İnsan Hikâyesi: Rakamların Altındaki Nabız

Unutmayalım: Kongre, tabloların, grafiklerin, sloganların toplamı değil; **insanların** buluşmasıdır. Stratejik lens bize “ne yapacağız?” diye sorar; empatik lens “kimin için, nasıl?” diye. Birini diğerine üstün kurduğumuz anda ya “etkisiz iyi niyet”te ya da “soğuk verimlilik”te kayboluruz.

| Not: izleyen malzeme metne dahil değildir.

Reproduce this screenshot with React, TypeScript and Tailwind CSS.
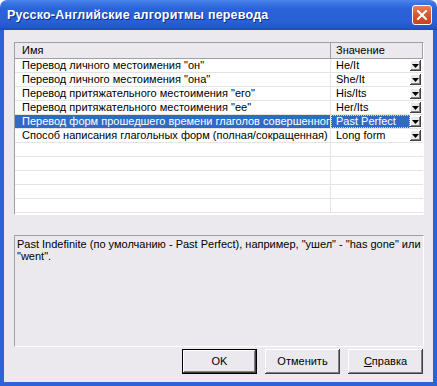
import React from "react";

const rows: [string, string][] = [
  ['Перевод личного местоимения "он"', "He/It"],
  ['Перевод личного местоимения "она"', "She/It"],
  ['Перевод притяжательного местоимения "его"', "His/Its"],
  ['Перевод притяжательного местоимения "ее"', "Her/Its"],
  ["Перевод форм прошедшего времени глаголов совершенного вида", "Past Perfect"],
  ["Способ написания глагольных форм (полная/сокращенная)", "Long form"],
];

const DropButton: React.FC = () => (
  <div className="w-[11px] h-[11px] shrink-0 bg-[#ebe9ed] shadow-[inset_-1px_-1px_0_#404040,inset_1px_1px_0_#ffffff,inset_-2px_-2px_0_#808080] flex items-center justify-center">
    <svg width="7" height="4" viewBox="0 0 7 4">
      <path d="M0 0h7L3.5 4z" fill="#000" />
    </svg>
  </div>
);

const Button: React.FC<{ isDefault?: boolean; children: React.ReactNode }> = ({ isDefault, children }) => (
  <div
    className={
      isDefault
        ? "w-[75px] h-[25px] border border-black bg-[#ebe9ed] shadow-[inset_-1px_-1px_0_#404040,inset_1px_1px_0_#ffffff,inset_-2px_-2px_0_#808080] flex items-center justify-center"
        : "w-[75px] h-[25px] bg-[#ebe9ed] shadow-[inset_-1px_-1px_0_#404040,inset_1px_1px_0_#ffffff,inset_-2px_-2px_0_#808080] flex items-center justify-center"
    }
  >
    {children}
  </div>
);

const App: React.FC = () => {
  return (
    <div className="w-[437px] h-[386px] flex flex-col bg-white font-['Liberation_Sans',Arial,sans-serif] text-[11px] text-black">
      {/* Title bar */}
      <div className="h-[30px] shrink-0 rounded-t-[7px] bg-[linear-gradient(to_bottom,#4a86ea_0%,#3a74e2_12%,#2a62d8_30%,#2a60d6_70%,#2656cc_90%,#1e48b8_100%)] flex items-center pl-[7px] pr-[5px]">
        <div className="flex-1 text-white font-bold text-[12.5px] tracking-[0.2px] [text-shadow:1px_1px_0_#0c2a8a]">
          Русско-Английские алгоритмы перевода
        </div>
        <div className="w-[20px] h-[20px] rounded-[3px] border border-white bg-[linear-gradient(to_bottom,#e8805c,#d8552e_50%,#c4441e)] flex items-center justify-center">
          <svg width="10" height="10" viewBox="0 0 10 10">
            <path d="M1 1L9 9M9 1L1 9" stroke="#fff" strokeWidth="2" strokeLinecap="square" />
          </svg>
        </div>
      </div>

      {/* Body */}
      <div className="flex-1 flex flex-col border-x-[4px] border-b-[4px] border-[#2f62d6] bg-[#ebe9ed] pl-[10px] pr-[9px] pt-[12px]">
        {/* Grid */}
        <div className="h-[173px] shrink-0 border border-t-[#a0a0a0] border-l-[#a0a0a0] border-b-white border-r-white bg-white overflow-hidden flex flex-col">
          <div className="h-[16px] shrink-0 flex bg-[#ebe9ed] border-b border-[#a0a0a0]">
            <div className="w-[316px] border-r border-[#a0a0a0] pl-[7px] leading-[15px]">Имя</div>
            <div className="flex-1 pl-[5px] leading-[15px] border-r border-[#a0a0a0]">Значение</div>
          </div>
          {rows.map(([name, value], i) => {
            const selected = i === 4;
            return (
              <div key={i} className="h-[14px] shrink-0 flex border-b border-[#e4e4e4]">
                <div
                  className={
                    selected
                      ? "w-[316px] shrink-0 border-r border-[#e4e4e4] pl-[7px] leading-[13px] whitespace-nowrap overflow-hidden bg-[#316ac5] text-white"
                      : "w-[316px] shrink-0 border-r border-[#e4e4e4] pl-[7px] leading-[13px] whitespace-nowrap overflow-hidden"
                  }
                >
                  {name}
                </div>
                <div className="flex-1 min-w-0 flex items-center pr-[2px]">
                  <div
                    className={
                      selected
                        ? "flex-1 min-w-0 h-full pl-[4px] leading-[11px] whitespace-nowrap overflow-hidden bg-[#316ac5] text-white border border-dotted border-[#c8d4f0]"
                        : "flex-1 min-w-0 h-full pl-[5px] leading-[13px] whitespace-nowrap overflow-hidden"
                    }
                  >
                    {value}
                  </div>
                  <DropButton />
                </div>
              </div>
            );
          })}
          {Array.from({ length: 5 }, (_, i) => (
            <div key={`e-${i}`} className="h-[14px] shrink-0 flex border-b border-[#e4e4e4]">
              <div className="w-[316px] shrink-0 border-r border-[#e4e4e4]" />
              <div className="flex-1" />
            </div>
          ))}
        </div>

        {/* Description */}
        <div className="mt-[20px] h-[112px] shrink-0 border border-t-[#a0a0a0] border-l-[#a0a0a0] border-b-white border-r-white px-[2px] pt-[2px] leading-[12px]">
          Past Indefinite (по умолчанию - Past Perfect), например, "ушел" - "has gone" или
          <br />
          "went".
        </div>

        {/* Buttons */}
        <div className="mt-[2px] flex justify-end gap-[8px] pr-px">
          <Button isDefault>OK</Button>
          <Button>Отменить</Button>
          <Button>
            <span>
              <span className="underline">С</span>правка
            </span>
          </Button>
        </div>
      </div>
    </div>
  );
};

export default App;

Tartışmayı Ateşleyecek Sorular

* Kongreler gerçekten karar alır mı, yoksa kararları “meşrulaştırır” mı?

* Delegelerin kaçta kaçı konuşur, kaçta kaçı yalnızca el kaldırır? Bu oranları yayımlamak zorunlu olmalı mı?

* Lobi faaliyetleri programın resmî parçası haline getirilse, şeffaflık artar mı yoksa güç daha mı kurumsallaşır?

* “Rastgele seçilmiş panel” fikri, temsili artırır mı yoksa yetkisizliği meşrulaştırır mı?

* Kongre sonrası 30 gün raporu yayınlamayan kuruma, üyelik aidatlarında “performans indirimi” gibi tabandan yaptırım uygulanmalı mı?

* Yapay zekâ destekli özetler, çoğulculuğu güçlendirir mi yoksa azınlık görüşleri görünmez mi kılar?

Kapanış: Kürsü Yükseltmez, Süreç Yükseltir

Kongre; salon, sahne, ışık değildir. **Süreçtir.** İyi tasarlandığında kolektif aklı ivmelendirir; kötü tasarlandığında yalnızca alkış ritmi üretir. Stratejik aklın keskinliği ile empatik yüreğin sıcaklığını aynı masaya koyabildiğimiz ölçüde, kongreler “kalabalık” olmaktan çıkıp **kamusal değer** üretir. Şimdi söz sizde: Hangi kongre pratiği gerçekten işledi, hangisi yalnızca “güzel fotoğraf” verdi? Gelin, süsü değil, sonucu konuşalım.